After presenting a site report, which typically shows the most severe defects detected, the equipment and the team were demobilized, and the detailed analysis was started. The data evaluation team worked with four data sets for wall thickness (two forward and two return runs) and two data sets for TOFD crack analysis. The full length and circumference of the targeted pipe section were successfully inspected, and the collected data were of very good quality, meeting the required specifications.

31.5 Summary and Benefits

As a result of a risk assessment of some offshore unpiggable pipelines, the riser had been categorized as “high risk” for the operation. Therefore, an inspection solution needed to be developed. Extensive testing (especially crawler testing) in a test loop was performed prior to the first inspection.

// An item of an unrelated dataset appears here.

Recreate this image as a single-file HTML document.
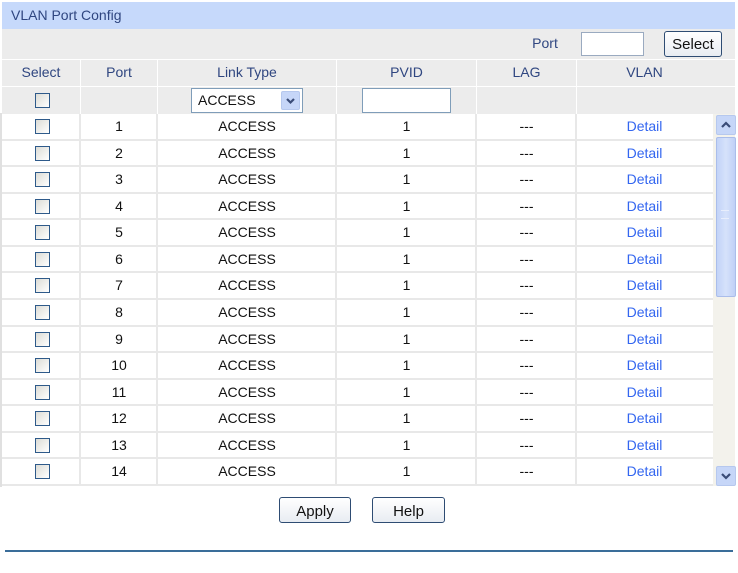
<!DOCTYPE html>
<html><head><style>
body{margin:0;width:738px;height:573px;background:#fff;font-family:"Liberation Sans",Arial,sans-serif;font-size:14px;position:relative;overflow:hidden}
.a{position:absolute}
.hdr{left:2px;top:2px;width:733px;height:27px;background:#c6d9fb;color:#2f4680;font-size:14px;line-height:27px;text-indent:9px}
.gray{left:2px;top:29px;width:733px;height:85px;background:#ececec}
.th{color:#2f4680;text-align:center;line-height:26px}
.cb{width:13px;height:13px;border:1px solid #2e5a8a;background:linear-gradient(135deg,#dcdcd6,#fff)}
.vl{background:#e8e8e8;width:2px}
.row{left:2px;width:711px;height:26.57px;background:#fff;box-shadow:inset 0 -2px 0 #e8e8e8}
.row div{position:absolute;top:0;line-height:25px;text-align:center;color:#111}
.btn{border:1px solid #2e4c73;border-radius:3px;background:linear-gradient(#fff,#e8ecf2);text-align:center;line-height:24px;color:#111;font-size:15px}
.arr{background:#c6d6f8;border:1px solid #b6c8ee;border-radius:2px}
</style></head><body>
<div class="a hdr">VLAN Port Config</div>
<div class="a gray"></div>
<div class="a" style="left:0;top:113px;width:2px;height:374px;background:#e0e0e0"></div>
<div class="a th" style="left:520px;top:31px;width:50px;line-height:24px">Port</div>
<div class="a" style="left:581px;top:32px;width:61px;height:22px;border:1px solid #9aaac0;background:#fff"></div>
<div class="a btn" style="left:664px;top:31px;width:56px;height:24px;line-height:26px">Select</div>
<div class="a" style="left:2px;top:59px;width:733px;height:1px;background:#fff"></div>
<div class="a" style="left:2px;top:86px;width:733px;height:1px;background:#fff"></div>
<div class="a" style="left:80px;top:60px;width:1px;height:54px;background:#fff"></div>
<div class="a" style="left:157px;top:60px;width:1px;height:54px;background:#fff"></div>
<div class="a" style="left:336px;top:60px;width:1px;height:54px;background:#fff"></div>
<div class="a" style="left:476px;top:60px;width:1px;height:54px;background:#fff"></div>
<div class="a" style="left:576px;top:60px;width:1px;height:54px;background:#fff"></div>
<div class="a th" style="left:2px;top:59px;width:78px">Select</div>
<div class="a th" style="left:81px;top:59px;width:76px">Port</div>
<div class="a th" style="left:158px;top:59px;width:178px">Link Type</div>
<div class="a th" style="left:337px;top:59px;width:139px">PVID</div>
<div class="a th" style="left:477px;top:59px;width:99px">LAG</div>
<div class="a th" style="left:577px;top:59px;width:135px">VLAN</div>
<div class="a cb" style="left:35px;top:93px"></div>
<div class="a" style="left:191px;top:88px;width:110px;height:23px;border:1px solid #7f9db9;background:#fff;line-height:23px;text-indent:6px;color:#111">ACCESS</div>
<div class="a arr" style="left:281px;top:91px;width:17px;height:17px"><svg width="17" height="17"><path d="M5 7 L8.5 10.5 L12 7" stroke="#3a4c78" stroke-width="2.2" fill="none"/></svg></div>
<div class="a" style="left:362px;top:88px;width:87px;height:23px;border:1px solid #7f9db9;background:#fff"></div>

<div class="a" style="left:2px;top:114px">
<div class="a row" style="left:0;top:0px"><div style="left:33px;top:5px" class="cb"></div><div style="left:79px;width:76px">1</div><div style="left:156px;width:178px">ACCESS</div><div style="left:335px;width:139px">1</div><div style="left:475px;width:99px">---</div><div style="left:575px;width:135px;color:#3366f0">Detail</div></div>
<div class="a row" style="left:0;top:26.57px"><div style="left:33px;top:5px" class="cb"></div><div style="left:79px;width:76px">2</div><div style="left:156px;width:178px">ACCESS</div><div style="left:335px;width:139px">1</div><div style="left:475px;width:99px">---</div><div style="left:575px;width:135px;color:#3366f0">Detail</div></div>
<div class="a row" style="left:0;top:53.14px"><div style="left:33px;top:5px" class="cb"></div><div style="left:79px;width:76px">3</div><div style="left:156px;width:178px">ACCESS</div><div style="left:335px;width:139px">1</div><div style="left:475px;width:99px">---</div><div style="left:575px;width:135px;color:#3366f0">Detail</div></div>
<div class="a row" style="left:0;top:79.71px"><div style="left:33px;top:5px" class="cb"></div><div style="left:79px;width:76px">4</div><div style="left:156px;width:178px">ACCESS</div><div style="left:335px;width:139px">1</div><div style="left:475px;width:99px">---</div><div style="left:575px;width:135px;color:#3366f0">Detail</div></div>
<div class="a row" style="left:0;top:106.28px"><div style="left:33px;top:5px" class="cb"></div><div style="left:79px;width:76px">5</div><div style="left:156px;width:178px">ACCESS</div><div style="left:335px;width:139px">1</div><div style="left:475px;width:99px">---</div><div style="left:575px;width:135px;color:#3366f0">Detail</div></div>
<div class="a row" style="left:0;top:132.85px"><div style="left:33px;top:5px" class="cb"></div><div style="left:79px;width:76px">6</div><div style="left:156px;width:178px">ACCESS</div><div style="left:335px;width:139px">1</div><div style="left:475px;width:99px">---</div><div style="left:575px;width:135px;color:#3366f0">Detail</div></div>
<div class="a row" style="left:0;top:159.42px"><div style="left:33px;top:5px" class="cb"></div><div style="left:79px;width:76px">7</div><div style="left:156px;width:178px">ACCESS</div><div style="left:335px;width:139px">1</div><div style="left:475px;width:99px">---</div><div style="left:575px;width:135px;color:#3366f0">Detail</div></div>
<div class="a row" style="left:0;top:185.99px"><div style="left:33px;top:5px" class="cb"></div><div style="left:79px;width:76px">8</div><div style="left:156px;width:178px">ACCESS</div><div style="left:335px;width:139px">1</div><div style="left:475px;width:99px">---</div><div style="left:575px;width:135px;color:#3366f0">Detail</div></div>
<div class="a row" style="left:0;top:212.56px"><div style="left:33px;top:5px" class="cb"></div><div style="left:79px;width:76px">9</div><div style="left:156px;width:178px">ACCESS</div><div style="left:335px;width:139px">1</div><div style="left:475px;width:99px">---</div><div style="left:575px;width:135px;color:#3366f0">Detail</div></div>
<div class="a row" style="left:0;top:239.13px"><div style="left:33px;top:5px" class="cb"></div><div style="left:79px;width:76px">10</div><div style="left:156px;width:178px">ACCESS</div><div style="left:335px;width:139px">1</div><div style="left:475px;width:99px">---</div><div style="left:575px;width:135px;color:#3366f0">Detail</div></div>
<div class="a row" style="left:0;top:265.7px"><div style="left:33px;top:5px" class="cb"></div><div style="left:79px;width:76px">11</div><div style="left:156px;width:178px">ACCESS</div><div style="left:335px;width:139px">1</div><div style="left:475px;width:99px">---</div><div style="left:575px;width:135px;color:#3366f0">Detail</div></div>
<div class="a row" style="left:0;top:292.27px"><div style="left:33px;top:5px" class="cb"></div><div style="left:79px;width:76px">12</div><div style="left:156px;width:178px">ACCESS</div><div style="left:335px;width:139px">1</div><div style="left:475px;width:99px">---</div><div style="left:575px;width:135px;color:#3366f0">Detail</div></div>
<div class="a row" style="left:0;top:318.84px"><div style="left:33px;top:5px" class="cb"></div><div style="left:79px;width:76px">13</div><div style="left:156px;width:178px">ACCESS</div><div style="left:335px;width:139px">1</div><div style="left:475px;width:99px">---</div><div style="left:575px;width:135px;color:#3366f0">Detail</div></div>
<div class="a row" style="left:0;top:345.41px"><div style="left:33px;top:5px" class="cb"></div><div style="left:79px;width:76px">14</div><div style="left:156px;width:178px">ACCESS</div><div style="left:335px;width:139px">1</div><div style="left:475px;width:99px">---</div><div style="left:575px;width:135px;color:#3366f0">Detail</div></div>
</div>
<div class="a vl" style="left:79px;top:114px;height:372px"></div>
<div class="a vl" style="left:156px;top:114px;height:372px"></div>
<div class="a vl" style="left:335px;top:114px;height:372px"></div>
<div class="a vl" style="left:475px;top:114px;height:372px"></div>
<div class="a vl" style="left:575px;top:114px;height:372px"></div>

<div class="a" style="left:713px;top:114px;width:22px;height:372px;background:#f3f2ec"></div>
<div class="a arr" style="left:716px;top:115px;width:18px;height:18px"><svg width="18" height="18"><path d="M5 11 L9 7 L13 11" stroke="#3a4c78" stroke-width="2.2" fill="none"/></svg></div>
<div class="a" style="left:716px;top:137px;width:18px;height:158px;background:linear-gradient(90deg,#c2d3f8,#d6e2fb,#bfd0f6);border:1px solid #aabdea;border-radius:2px"></div>
<div class="a" style="left:721px;top:210px;width:8px;height:7px;border-top:1px solid #e8eefc;border-bottom:1px solid #e8eefc"></div>
<div class="a arr" style="left:716px;top:466px;width:18px;height:18px"><svg width="18" height="18"><path d="M5 7 L9 11 L13 7" stroke="#3a4c78" stroke-width="2.2" fill="none"/></svg></div>

<div class="a btn" style="left:279px;top:497px;width:70px;height:24px;line-height:28px">Apply</div>
<div class="a btn" style="left:372px;top:497px;width:71px;height:24px;line-height:28px">Help</div>
<div class="a" style="left:5px;top:550px;width:728px;height:2px;background:#3a6d99"></div>
</body></html>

The successful inspection was repeated some years later with a longer inspection distance and more bends to pass (record of 1188° total)—17 bends in total.

The benefits of the tethered solution were as follows:

• The tethered approach avoided the need for subsea launching and associated cost, risk, and production downtime.
  
• The unique flexibility of the tethered system allowed for the safe negotiation of a complex bend configuration (total accumulated bend angle of 1188°, whereas other systems are restricted to three and four times 90° max).
  
• A tethered system allowed for in-line inspection of TOFD, which enhanced the accuracy of WT readings while also providing crack inspection data.

Highly accurate UT and TOFD data allowed for a fitness-for-purpose evaluation, specific decision-making, and the continued safe operation of the riser.

Reference

1. 1 Schneider, U. and Enters, A. (2022) Intelligent solutions for inspection of challenging pipelines, case study: 10” rigid offshore oil riser inspection for wall thickness and cracks. 17th Pipeline Technology Conference, Berlin, Germany.